Cambios en agronomía, política y hábitos alimentarios reducirían el consumo de energía y las emisiones de gases de efecto invernadero.
Michael E. Webber
WIKIMEDIA COMMONS/DOMINIO PÚBLICO
Combustibles fósiles y abonos sintéticos han sido, durante más de 50 años, los ingredientes clave del aumento de la producción y distribución de alimentos en todo el mundo. La relación entre nutrición y consumo energético se ha mantenido equilibrada hasta hace poco. Pero ahora se abre una nueva era. La producción de alimentos está creciendo de modo acelerado, lo que exige más combustibles a base de carbono y más fertilizantes nitrogenados, compuestos que exacerban el calentamiento planetario y agravan la contaminación de ríos y mares, amén de un sinfín de otros males. Al mismo tiempo, muchos países se esfuerzan en reducir la demanda de energía, en especial la procedente de combustibles fósiles.
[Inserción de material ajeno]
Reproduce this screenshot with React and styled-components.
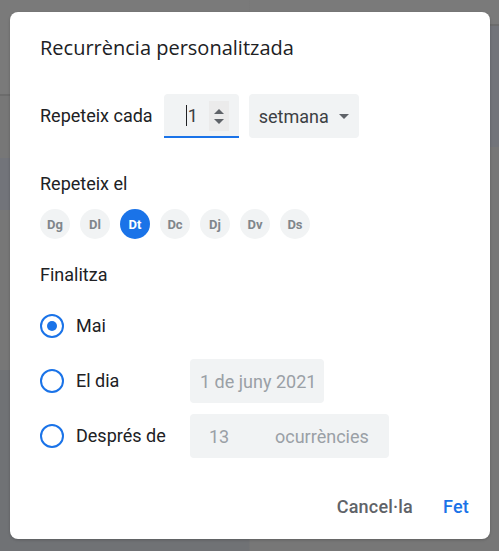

Con vistas a reducir el consumo energético, la atención política se ha centrado en el transporte, la producción de electricidad y la construcción. Pero a menudo se ha pasado por alto el sector agropecuario. En EE.UU., alrededor del diez por ciento del presupuesto energético se dedica a la producción, distribución, procesado, preparación y conservación de la materia vegetal y animal que allí se consume, una proporción nada despreciable.
Si se analiza el suministro de comestibles desde un punto de vista energético, se aprecia un espacio donde aplicar políticas lúcidas, innovaciones técnicas y cambios en los hábitos dietéticos que ayudarían a resolver los graves problemas alimentarios y energéticos. Esas modificaciones mejorarían también nuestra salud y la de nuestros ecosistemas.